L 226, 227 Repetition from the introdction
L 236 we tried: Did you succeed?
Methods
Why does a chunk size has to be 12 months? Why can’t it be 120? This would allow one to run 5 single jobs without the need of wrapping? Is there some limitation set by EC-Earth3 or any of the internal components which stand in the way? Are there any other advantages using chunk sizes of 12 and thus a wrapper size > 1 to reach the maximum allowed queue time?
How and where in the manuscript do you make use of Slurm parameters fair share, Level Fair Share, and raw usage that you collected? Earlier on, you explained Level Fair Share. How is this related to Fair Share and Raw usage mentioned in the figures. I am afraid that the reader gets a bit lost here. A bit more guidance would be nice.
Results and discussion
I interpret the differences in SYPD for the wrapped vs unwrapped cases as system fluctuations. The percentage and speedup with a precision of up to two decimals (even though true for these single cases) suggest an exactness which is questionable. I assume that these numbers are rather volatile and depend on the overall load of the system at a given time.

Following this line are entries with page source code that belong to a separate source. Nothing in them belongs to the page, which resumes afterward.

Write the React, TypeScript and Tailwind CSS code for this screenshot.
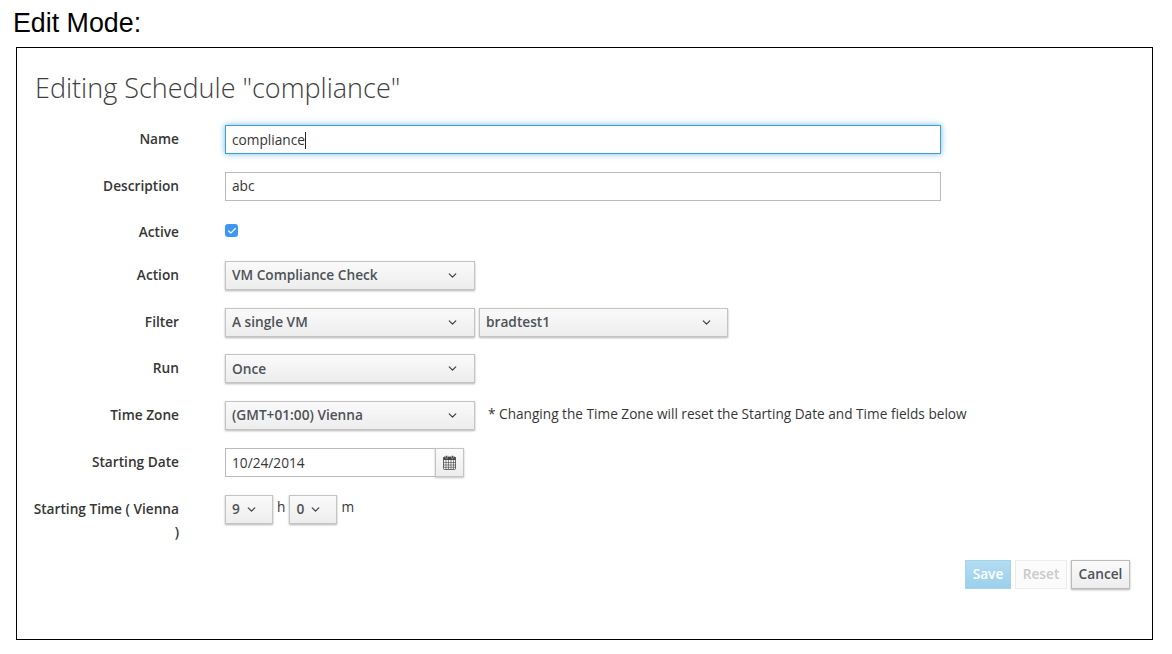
import { ChevronDown, Check } from "lucide-react";

const labelCls = "w-[146px] -ml-[2px] shrink-0 text-right whitespace-nowrap text-[13.7px] leading-[23px] font-semibold text-[#363636] pt-[2px]";

const Select = ({ value, className }: { value: string; className: string }) => (
    <div className={`h-[29px] flex items-center justify-between pl-[6px] border border-[#c4c4c4] bg-gradient-to-b from-[#fafafa] to-[#ededed] shadow-[0_1px_2px_rgba(0,0,0,0.3)] text-[13.7px] font-semibold text-[#4d5258] ${className}`}>
        <span className="whitespace-nowrap">{value}</span>
        <ChevronDown size={13} strokeWidth={2.2} className="text-[#3a3f44]" />
    </div>
);

const Row = ({ label, children, short }: { label: React.ReactNode; children?: React.ReactNode; short?: boolean }) => (
    <div className={`flex gap-[46px] mb-[16.7px] ${short ? "min-h-[26px]" : "min-h-[30px]"}`}>
        <div className={labelCls}>{label}</div>
        <div className="flex items-start">{children}</div>
    </div>
);

const CalendarIcon = () => (
    <svg width="13" height="15" viewBox="0 0 13 15" className="text-[#444]">
        <rect x="0.5" y="2" width="12" height="12.5" rx="1" fill="none" stroke="currentColor" strokeWidth="0.8" />
        <rect x="0.5" y="2" width="12" height="3" fill="currentColor" />
        <rect x="2.7" y="0.5" width="1.8" height="3.2" rx="0.9" fill="currentColor" stroke="#f4f4f4" strokeWidth="0.4" />
        <rect x="8.5" y="0.5" width="1.8" height="3.2" rx="0.9" fill="currentColor" stroke="#f4f4f4" strokeWidth="0.4" />
        <path d="M3 5V14M5.5 5V14M8 5V14M10.5 5V14M0.5 7.5H12.5M0.5 10H12.5M0.5 12.3H12.5" stroke="currentColor" strokeWidth="0.6" fill="none" />
    </svg>
);

export default function App() {
    return (
        <div className="w-[1172px] h-[654px] bg-white overflow-hidden font-['Open_Sans',sans-serif]">
            <div className="h-[47px] pl-[13px] pt-[8px] text-[26.8px] leading-[30px] text-black font-['Liberation_Sans',sans-serif]">Edit Mode:</div>
            <div className="ml-[16px] w-[1137px] h-[593px] border border-black pl-[18px] flex flex-col">
                <h1 className="mt-[22px] h-[55px] text-[27px] leading-[36px] font-light text-[#404040]">Editing Schedule "compliance"</h1>

                <Row label="Name">
                    <div className="w-[716px] h-[29px] flex items-center pl-[6px] pt-[1px] border border-[#3f9fd8] shadow-[0_0_6px_rgba(63,159,216,0.75)] text-[13.7px] text-[#363636]">
                        compliance<span className="w-px h-[17px] bg-[#222]" />
                    </div>
                </Row>
                <Row label="Description">
                    <div className="w-[716px] h-[29px] flex items-center pl-[6px] pt-[1px] border border-[#bbbbbb] text-[13.7px] text-[#363636]">abc</div>
                </Row>
                <Row label="Active" short>
                    <div className="mt-[6px] w-[13px] h-[13px] rounded-[3px] bg-[#3f97f5] flex items-center justify-center">
                        <Check size={10} strokeWidth={3} className="text-white" />
                    </div>
                </Row>
                <Row label="Action">
                    <Select value="VM Compliance Check" className="w-[250px] pr-[15px]" />
                </Row>
                <Row label="Filter">
                    <Select value="A single VM" className="w-[250px] pr-[15px]" />
                    <Select value="bradtest1" className="w-[249px] ml-[4px] pr-[14px]" />
                </Row>
                <Row label="Run">
                    <Select value="Once" className="w-[250px] pr-[15px]" />
                </Row>
                <Row label="Time Zone">
                    <Select value="(GMT+01:00) Vienna" className="w-[250px] pr-[15px]" />
                    <span className="ml-[13px] pt-[3px] text-[13.65px] leading-[20px] text-[#363636] whitespace-nowrap">* Changing the Time Zone will reset the Starting Date and Time fields below</span>
                </Row>
                <Row label="Starting Date">
                    <div className="w-[210px] h-[29px] flex items-center pl-[6px] pt-[1px] border border-[#bbbbbb] border-r-0 text-[13.7px] text-[#363636]">10/24/2014</div>
                    <div className="w-[29px] h-[29px] flex items-center justify-center border border-[#c4c4c4] bg-gradient-to-b from-[#fafafa] to-[#ededed] shadow-[0_1px_2px_rgba(0,0,0,0.25)]">
                        <CalendarIcon />
                    </div>
                </Row>
                <Row label={<>Starting Time ( Vienna<br />)</>}>
                    <Select value="9" className="w-[48px] pr-[14px]" />
                    <span className="mx-[4px] pt-[2px] text-[13.7px] leading-[20px] text-[#363636]">h</span>
                    <Select value="0" className="w-[48px] pr-[14px]" />
                    <span className="ml-[4px] pt-[2px] text-[13.7px] leading-[20px] text-[#363636]">m</span>
                </Row>

                <div className="flex justify-end gap-[4px] pr-[22px] mt-[1px]">
                    <div className="w-[46px] h-[29px] flex items-center justify-center border border-[#a5d3ea] bg-gradient-to-b from-[#b3dcf2] to-[#9bd0ec] text-[13.7px] font-semibold text-white">Save</div>
                    <div className="w-[52px] h-[29px] flex items-center justify-center border border-[#ececec] bg-[#fbfbfb] text-[13.7px] font-semibold text-[#c9c9c9]">Reset</div>
                    <div className="w-[59px] h-[29px] flex items-center justify-center border border-[#bbbbbb] bg-gradient-to-b from-[#fafafa] to-[#ededed] shadow-[0_1px_2px_rgba(0,0,0,0.3)] text-[13.7px] font-semibold text-[#4d5258]">Cancel</div>
                </div>
            </div>
        </div>
    );
}
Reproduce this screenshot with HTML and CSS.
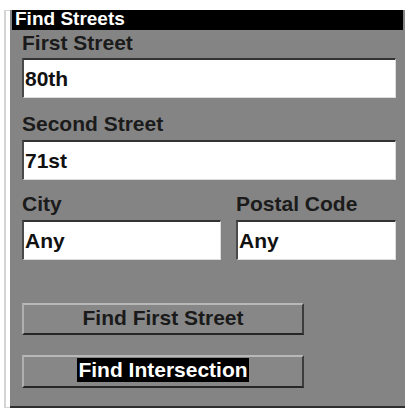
FILE: index.html
```html
<!DOCTYPE html>
<html>
<head>
<meta charset="utf-8">
<link rel="stylesheet" href="styles.css">
</head>
<body>
<div class="screen">
  <div class="titlebar">Find Streets</div>
  <div class="content">
    <div class="label first">First Street</div>
    <div class="field">80th</div>
    <div class="label">Second Street</div>
    <div class="field">71st</div>
    <div class="pair">
      <div class="col">
        <div class="label">City</div>
        <div class="field">Any</div>
      </div>
      <div class="col">
        <div class="label">Postal Code</div>
        <div class="field">Any</div>
      </div>
    </div>
    <div class="btn btn-first">Find First Street</div>
    <div class="btn btn-second"><span class="sel">Find Intersection</span></div>
  </div>
</div>
</body>
</html>
```
FILE: styles.css
```css
html, body {
  margin: 0;
  padding: 0;
  background: #ffffff;
}
body {
  width: 409px;
  height: 412px;
  overflow: hidden;
  font-family: "Liberation Sans", Arial, sans-serif;
  font-weight: bold;
}
.screen {
  margin: 10px 0 0 10px;
  width: 395px;
  height: 396px;
  background: #848484;
  border-bottom: 2px solid #2e2e2e;
  box-shadow: -5px 0 0 -1px #ffffff, -6px 0 0 0 #d4d4d4;
}
.titlebar {
  margin: 2px 2px 0 2px;
  height: 18px;
  padding: 0 0 2px 3px;
  background: #000000;
  color: #ffffff;
  font-size: 19px;
  line-height: 18px;
}
.content {
  padding: 0 9px 0 12px;
}
.label {
  color: #1b1b1b;
  font-size: 21px;
  line-height: 24px;
  height: 24px;
  margin-top: 12px;
  margin-bottom: 4px;
  white-space: nowrap;
}
.label.first {
  margin-top: 1px;
  margin-bottom: 3px;
}
.content > .label:nth-child(3) {
  margin-top: 14px;
}
.field {
  box-sizing: border-box;
  height: 40px;
  background: #ffffff;
  border-top: 2px solid #333333;
  border-left: 2px solid #4a4a4a;
  border-right: 1px solid #dcdcdc;
  border-bottom: 1px solid #dcdcdc;
  padding: 0 0 0 1px;
  color: #111111;
  font-size: 21px;
  line-height: 38px;
}
.pair {
  display: grid;
  grid-template-columns: 199px 1fr;
  column-gap: 15px;
}
.btn {
  box-sizing: border-box;
  width: 282px;
  background: #878787;
  border-top: 2px solid #b8b8b8;
  border-left: 2px solid #b0b0b0;
  border-right: 2px solid #3c3c3c;
  border-bottom: 2px solid #262626;
  text-align: center;
  color: #1a1a1a;
  font-size: 21px;
}
.btn-first {
  margin-top: 43px;
  height: 32px;
  line-height: 26px;
}
.btn-second {
  margin-top: 20px;
  height: 33px;
  line-height: 27px;
}
.sel {
  display: inline-block;
  background: #000000;
  color: #ffffff;
  line-height: 24px;
  padding: 0 1px;
  vertical-align: top;
  margin-top: 1px;
}
```
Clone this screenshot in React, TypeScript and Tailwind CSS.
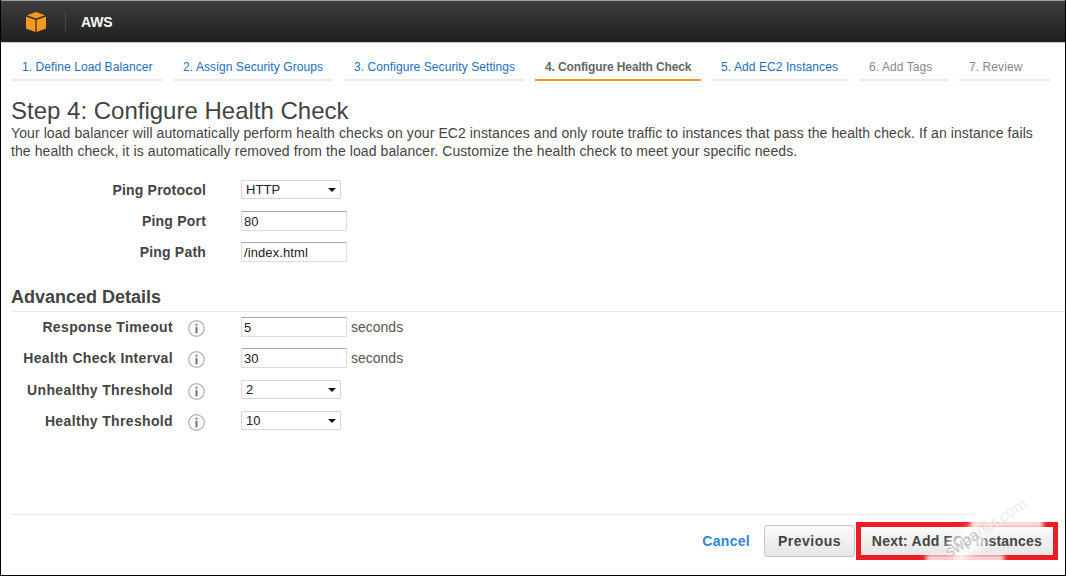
import { ReactNode } from "react";

const font = "font-['Liberation_Sans',Arial,sans-serif]";

const steps = [
  { label: "1. Define Load Balancer", width: "w-[152px] pl-[11px]", tone: "tracking-[0.08px] text-[#1a6fc0] border-[#ececec]" },
  { label: "2. Assign Security Groups", width: "w-[161px] pl-[10px]", tone: "tracking-[0.08px] text-[#1a6fc0] border-[#ececec]" },
  { label: "3. Configure Security Settings", width: "w-[181px] pl-[10px]", tone: "tracking-[0.08px] text-[#1a6fc0] border-[#ececec]" },
  { label: "4. Configure Health Check", width: "w-[166px] pl-[10px]", tone: "font-bold tracking-[-0.12px] text-[#666] border-[#f7981d]" },
  { label: "5. Add EC2 Instances", width: "w-[138px] pl-[10px]", tone: "tracking-[0.08px] text-[#1a6fc0] border-[#ececec]" },
  { label: "6. Add Tags", width: "w-[90px] pl-[10px]", tone: "tracking-[0.08px] text-[#888] border-[#ececec]" },
  { label: "7. Review", width: "w-[91px] pl-[10px]", tone: "tracking-[0.08px] text-[#888] border-[#ececec]" },
];

function CubeLogo() {
  return (
    <svg width="20" height="20" viewBox="0 0 20 20" className="shrink-0">
      <path d="M10 0 L19 3.2 L10 6.6 L1 3.2 Z" fill="#f7981d" />
      <path d="M0 4.6 L9.4 8 V20 L0 16.6 Z" fill="#f7981d" />
      <path d="M20 4.6 L10.6 8 V20 L20 16.6 Z" fill="#f7981d" />
    </svg>
  );
}

function InfoIcon() {
  return (
    <svg width="17" height="17" viewBox="0 0 17 17" className="shrink-0">
      <circle cx="8.5" cy="8.5" r="7.8" fill="#fafafa" stroke="#9a9a9a" />
      <rect x="7.6" y="3.8" width="1.8" height="1.8" fill="#666" />
      <rect x="7.6" y="7" width="1.8" height="6.4" fill="#666" />
    </svg>
  );
}

function Row({ label, info, children, className = "" }: { label: string; info?: boolean; children: ReactNode; className?: string }) {
  return (
    <div className={`flex h-[20px] items-center ${className}`}>
      <div className={info ? "w-[172px] text-right" : "w-[205px] text-right"}>
        <span className={`text-[14px] font-bold leading-[20px] text-[#444] ${info ? "tracking-[0.35px]" : "tracking-[0.2px]"}`}>
          {label}
        </span>
      </div>
      {info ? (
        <div className="ml-[15px] mr-[36px] mt-[3px]">
          <InfoIcon />
        </div>
      ) : (
        <div className="w-[35px]" />
      )}
      {children}
    </div>
  );
}

function TextBox({ value }: { value: string }) {
  return (
    <input
      readOnly
      value={value}
      className={`${font} h-[20px] w-[106px] rounded-[1px] border border-[#dcdce2] border-t-[#a9a9a9] bg-white px-[2px] text-[13px] tracking-[0.1px] text-[#222] outline-none`}
    />
  );
}

function SelectBox({ value }: { value: string }) {
  return (
    <div className="mb-[1px] flex h-[19px] w-[100px] items-center justify-between rounded-[1px] border border-[#d5d5dc] bg-white pl-[4px] pr-[4px] text-[13px] leading-none tracking-[0.1px] text-[#222]">
      <span>{value}</span>
      <span className="h-0 w-0 border-x-[4px] border-t-[4px] border-x-transparent border-t-[#111]" />
    </div>
  );
}

function Seconds() {
  return <span className="ml-[4px] text-[14px] leading-[20px] text-[#555]">seconds</span>;
}

export default function App() {
  return (
    <div className={`${font} flex h-[576px] w-[1066px] flex-col overflow-hidden border-b border-l border-r border-black bg-white`}>
      <header className="flex h-[43px] shrink-0 items-center border-t border-b border-t-[#9aa3a8] border-b-[#c9c9c9] bg-gradient-to-b from-[#3e3e3e] to-[#1f1f1f] pl-[25px] pt-[1px]">
        <CubeLogo />
        <div className="ml-[19px] h-[20px] w-px bg-[#484848]" />
        <span className="ml-[15px] mt-[1px] text-[14px] font-bold tracking-[-0.2px] text-white">AWS</span>
      </header>

      <nav className="ml-[10px] mt-[15px] flex gap-[10px]">
        {steps.map((s) => (
          <div
            key={s.label}
            className={`${s.width} ${s.tone} h-[23px] border-b-[2px] text-[12px] leading-[18px]`}
          >
            {s.label}
          </div>
        ))}
      </nav>

      <main className="mt-[16px] flex-1">
        <h1 className="ml-[10px] text-[24px] leading-[27px] text-[#444]">Step 4: Configure Health Check</h1>
        <p className="ml-[10px] mr-[26px] text-[14px] leading-[18px] tracking-[0.09px] text-[#444]">
          Your load balancer will automatically perform health checks on your EC2 instances and only route traffic to instances that pass the health check. If an instance fails the health check, it is automatically removed from the load balancer. Customize the health check to meet your specific needs.
        </p>

        <div className="mt-[20px] flex flex-col gap-[11px]">
          <Row label="Ping Protocol">
            <SelectBox value="HTTP" />
          </Row>
          <Row label="Ping Port">
            <TextBox value="80" />
          </Row>
          <Row label="Ping Path">
            <TextBox value="/index.html" />
          </Row>
        </div>

        <h2 className="ml-[10px] mt-[25px] border-b border-[#e8e8e8] pb-[3px] text-[18px] font-bold leading-[21px] text-[#444]">
          Advanced Details
        </h2>

        <div className="mt-[5px] flex flex-col gap-[11px]">
          <Row label="Response Timeout" info>
            <TextBox value="5" />
            <Seconds />
          </Row>
          <Row label="Health Check Interval" info>
            <TextBox value="30" />
            <Seconds />
          </Row>
          <Row label="Unhealthy Threshold" info className="mt-[1px]">
            <SelectBox value="2" />
          </Row>
          <Row label="Healthy Threshold" info>
            <SelectBox value="10" />
          </Row>
        </div>
      </main>

      <footer className="relative ml-[10px] h-[61px] shrink-0 border-t border-[#e8e8e8] pr-[7px] pt-[7px]">
        <div className="flex h-[38px] items-center justify-end">
          <a className="mr-[14px] text-[14px] font-bold tracking-[0.3px] text-[#2f86d8]">Cancel</a>
          <button className="mr-[1px] h-[32px] w-[91px] rounded-[3px] border border-[#c8c8c8] bg-gradient-to-b from-[#fafafa] to-[#e6e6e6] text-[14px] font-bold tracking-[0.5px] text-[#444]">
            Previous
          </button>
          <button className="h-[38px] w-[202px] border-[5px] border-[#ee1c25] bg-gradient-to-b from-[#fafafa] to-[#e6e6e6] text-[14px] font-bold tracking-[0.22px] text-[#444]">
            Next: Add EC2 Instances
          </button>
        </div>

        {/* watermark smeared over the corner */}
        <div className="absolute left-[963px] top-[-12px] h-[16px] w-[90px] bg-white blur-[1px]" />
        <div className="absolute left-[960px] top-[5px] h-[8px] w-[72px] bg-white/90 blur-[2px]" />
        <div className="absolute left-[915px] top-[40px] h-[7px] w-[78px] bg-white/90 blur-[2px]" />
        <div className="absolute left-[938px] top-[16px] h-[24px] w-[36px] rotate-[-33deg] bg-white/80 blur-[3px]" />
        <div className="absolute left-[946px] top-[58px] h-[3px] w-[84px] bg-white" />
        <span className="absolute left-[910px] top-[4px] w-[130px] rotate-[-33deg] text-center text-[16px] leading-[18px] text-[#ececec]">
          <span className="text-[#c4c4c4]">swpa</span>net.com
        </span>
      </footer>
    </div>
  );
}
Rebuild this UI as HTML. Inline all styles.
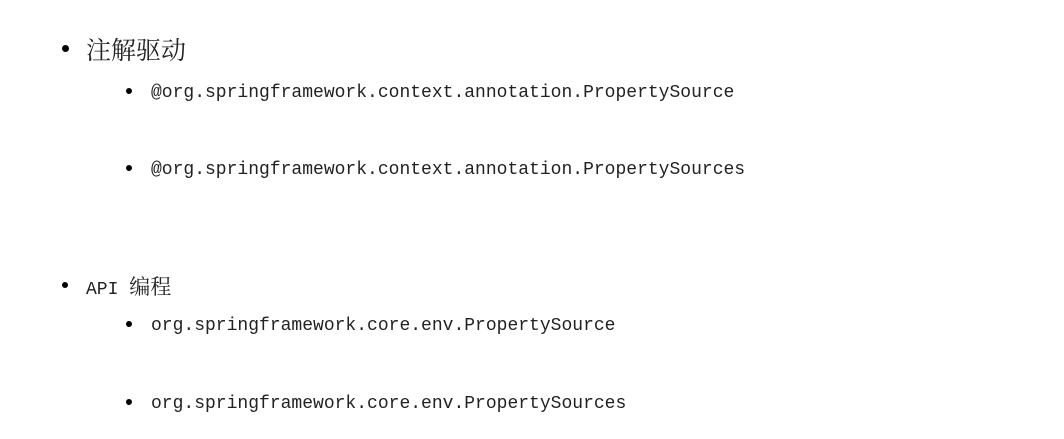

Figures 4, 5 and 6: The figure title is a repetition of the figure caption.
Conclusions
You described task aggregation of rather homogenous tasks. If other tasks like postprocessing were added would you expect similar benefits? Would there still be a benefit if all users on a congested system opted for task aggregation? How much could be compensated by adjusting the SLURM parameters? Wouldn’t it make more sense to use reservations to runs those long experiments.